Many popular computer vision applications involve trying to recognize things in photographs or videos, for example:

Image classification: What broad category of object is in this photograph?
Object detection: Where are the objects in the photograph?
Semantic segmentation: What pixels belong to the object in the image?

Think for a moment—which of these is most applicable to the task of people counting?

The right answer is object detection . Output of an image classification algorithm is just an object category, in this case it would be “a person.” It cannot tell us where this person is or how many people there are. Semantic segmentation would provide a pixel-by-pixel classification for the original image. Although it might be suitable for people-counting tasks, it would add unnecessary complexity.

Traditional computer vision algorithms can be used for people detection, such as HOG descriptors or even simple frame differencing to detect motion. When referring to “traditional” computer vision, we mean hand-crafted algorithms consisting of complicated code written by specialists in the field that take into account the inherent complexity of visual perception. The opposite of traditional computer vision algorithms involves using machine learning and deep learning in particular. See Figure 2-2.

Figure 2-2
Deep learning description, as related to machine learning and artificial intelligence

Machine learning studies and creates algorithms that can learn rules from data, be it tabular data, sound, or images. Deep learning is a narrower subset of machine learning, utilizing deep neural networks that can statistically learn general rules from vast amounts of data. Deep learning rose to popularity after a deep neural network created by Geoffrey Hinton achieved an extraordinarily high score in the ImageNet image classification competition in 2012. Deep learning moved to the spotlight of computer science and machine learning and is being used widely for a variety of tasks.

Approaches to Object Detection

There are numerous neural network architectures for object detection. One of the earlier approaches is exemplified in the Region Based Convolutional Neural Networks (R-CNN) architecture.
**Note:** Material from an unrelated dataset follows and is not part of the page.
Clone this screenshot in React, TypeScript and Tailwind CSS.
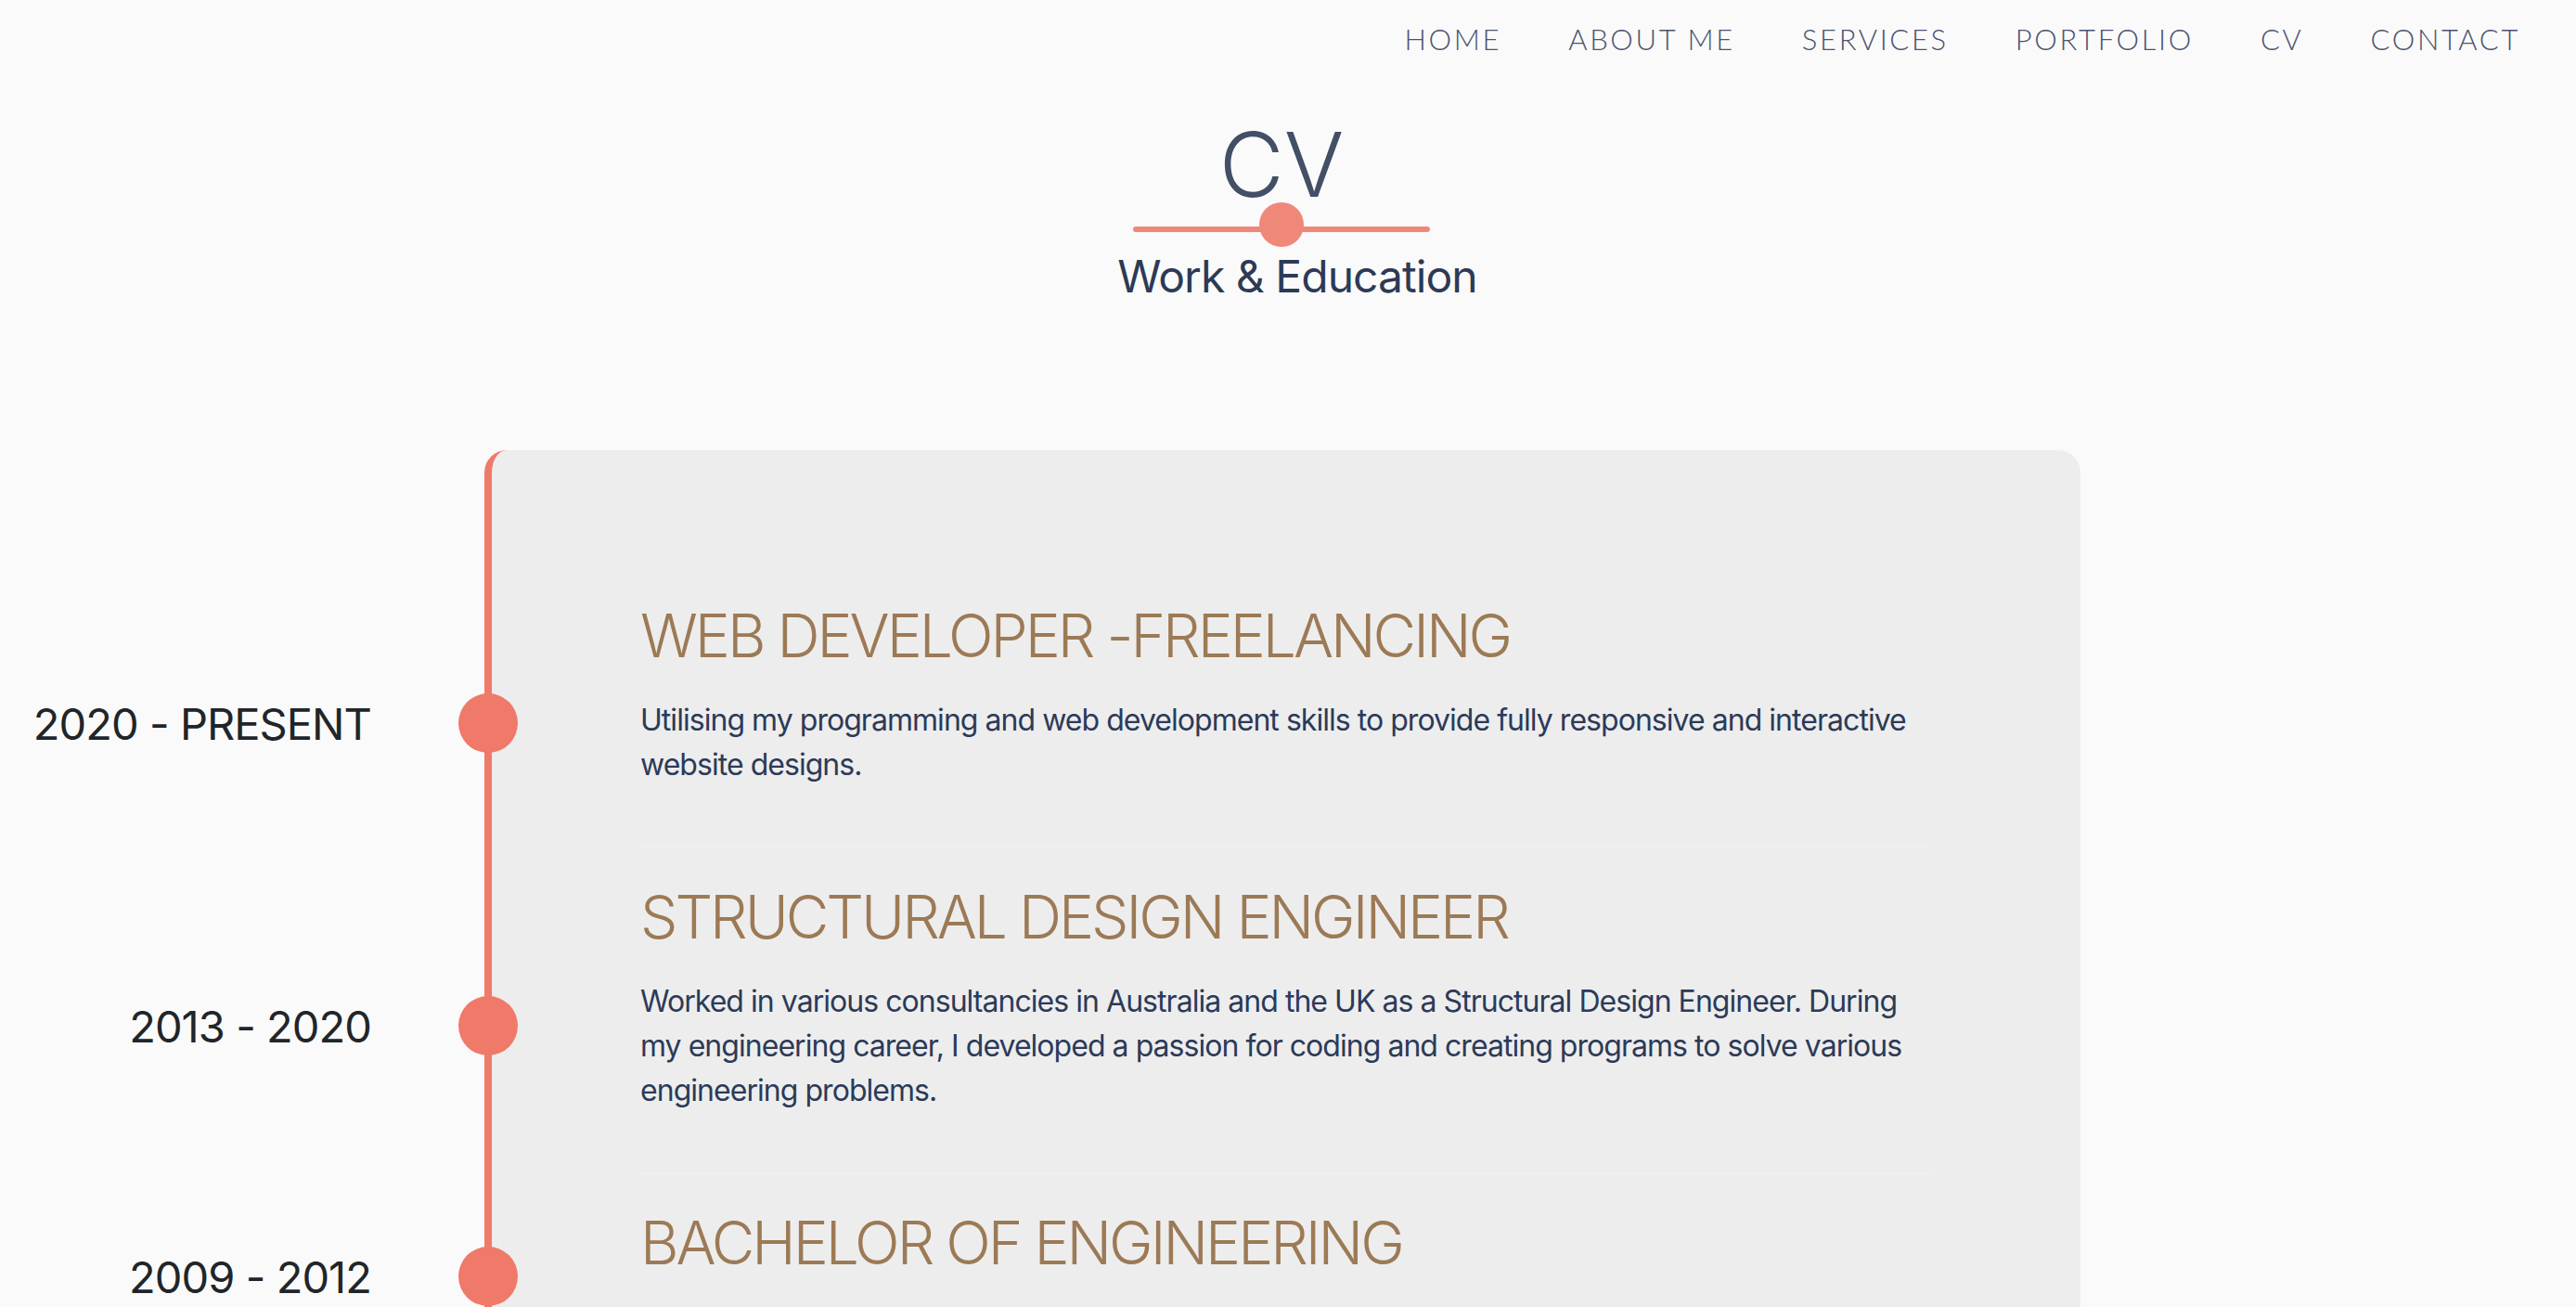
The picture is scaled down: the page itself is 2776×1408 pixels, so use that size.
import React from "react";

const navLinks = ["HOME", "ABOUT ME", "SERVICES", "PORTFOLIO", "CV", "CONTACT"];

const entries = [
  {
    title: "WEB DEVELOPER -FREELANCING",
    text: "Utilising my programming and web development skills to provide fully responsive and interactive website designs.",
  },
  {
    title: "STRUCTURAL DESIGN ENGINEER",
    text: "Worked in various consultancies in Australia and the UK as a Structural Design Engineer. During my engineering career, I developed a passion for coding and creating programs to solve various engineering problems.",
  },
  {
    title: "BACHELOR OF ENGINEERING",
    text: "Studied a Bachelor of Civil Engineering with a major in structural engineering, graduating with honours.",
  },
];

const dates = [
  { label: "2020 - PRESENT", mt: "mt-[262px]" },
  { label: "2013 - 2020", mt: "mt-[262px]" },
  { label: "2009 - 2012", mt: "mt-[206px]" },
];

export default function App() {
  return (
    <div className="min-h-screen w-full bg-[#fafafa] font-['Inter',sans-serif] overflow-hidden">
      {/* nav */}
      <nav className="flex justify-end items-center h-[84px] pr-[60px] gap-[72px]">
        {navLinks.map((l) => (
          <a
            key={l}
            className="text-[31px] font-light font-['Lato',sans-serif] tracking-[0.085em] text-[#4b5470] cursor-pointer"
          >
            {l}
          </a>
        ))}
      </nav>

      {/* title */}
      <header className="flex flex-col items-center pr-[14px]">
        <h1 className="text-[96px] leading-none font-light text-[#434f66] mt-[45px]">CV</h1>
        <div className="relative w-[320px] h-[48px] -mt-[7px]">
          <div className="absolute left-0 right-0 top-[26px] h-[6px] rounded-full bg-[#f0887a]" />
          <div className="absolute left-1/2 top-0 -translate-x-1/2 w-[48px] h-[48px] rounded-full bg-[#f0887a]" />
        </div>
        <h2 className="text-[48px] leading-none tracking-[-0.02em] text-[#2d3a55] mt-[8px] ml-[34px]">
          Work &amp; Education
        </h2>
      </header>

      {/* timeline */}
      <section className="flex mt-[163px]">
        <div className="w-[522px] shrink-0 relative z-10 flex flex-col">
          {dates.map((d) => (
            <div key={d.label} className={`${d.mt} flex items-center justify-end h-[64px] -mr-[36px]`}>
              <span className="text-[47px] leading-none text-[#212529] tracking-[-0.02em]">{d.label}</span>
              <span className="ml-[94px] w-[64px] h-[64px] rounded-full bg-[#ef7a6a]" />
            </div>
          ))}
        </div>
        <div className="w-[1720px] shrink-0 bg-[#ededed] border-l-8 border-[#ef7a6a] rounded-t-[24px] px-[160px] pt-[161px] pb-[120px]">
          {entries.map((e, i) => (
            <div key={e.title} className={i > 0 ? "border-t border-[#f2f2f2] pt-[35px]" : ""}>
              <h3 className="text-[64px] leading-[77px] font-light text-[#9c7a56] tracking-[-0.047em]">{e.title}</h3>
              <p className="mt-[29px] text-[32px] leading-[48px] text-[#2c3a58] tracking-[-0.03em] pb-[65px]">
                {e.text}
              </p>
            </div>
          ))}
        </div>
      </section>
    </div>
  );
}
Given an input image, R-CNN begins by applying a mechanism called selective search to extract regions of interest (ROI) . Each ROI is a rectangle that represents the boundary of an object in an image. See Figure 2-3.

Figure 2-3
Working principle of an R-CNN diagram, Source: R-CNN, Fast R-CNN, Faster R-CNN, YOLO — Object Detection Algorithms

Depending on the scenario, there may be as many as 2,000 ROIs. Each ROI is fed through a neural network to produce output features. For each ROI's output features, a collection of support-vector machine classifiers is used to determine what type of object (if any) is contained in the ROI.

Although R-CNN could achieve good accuracy on a variety of object detection benchmarks, the main disadvantage of this architecture was that multiple passes over the regions of interest were required. That meant that it was computationally expensive, which limited its usefulness in embedded systems.

The next step in the evolution of object detection networks were single shot detectors or SSDs, such as the very well-known YOLO (You Only Look Once) architecture. As expressed in the name, single shot detectors detect objects in the image in a single pass. Let’s see how this is done using YOLOv2, which we are going to use later for person detection.

YOLOv2 divides images into a grid and predicts the presence (or absence) of an object in each grid cell. See Figure 2-4.

Figure 2-4
An example of detection boxes in an image divided into a 3x3 grid

To streamline and speed up the training process, so-called anchors or priors are provided to the network. Anchors are initial sizes (width, height) of bounding boxes, which are resized to the detected object size.

Here's a top-level view on what's going on when a YOLO architecture neural network performs object detection on the image. According to the features detected by the feature extractor network, for each grid cell, a set of predictions is made, which includes the anchor’s offset, anchor probability, and anchor class. The predictions with low probabilities are discarded and you get a set of final predictions.

Once a person or multiple people are detected, it tracks each instance of the person and assigns a unique ID to them. It also tracks the direction of each ID. If an ID crosses the divisor line, YOLO counts the ID as entering or leaving the area.

Before we start with a practical implementation, it is important to mention the limitations of this technique. As you may know, no single method can handle all situations. The computer vision approach performs very well in brightly lit, uncluttered environments, when the camera is installed above the detection area at 70-90 degree angle. It will not perform that well if the line of sight is obstructed or in situations when large numbers of people (5~10) simultaneously leave or enter the area. In the second case, it will still count people, but the counting accuracy might decrease.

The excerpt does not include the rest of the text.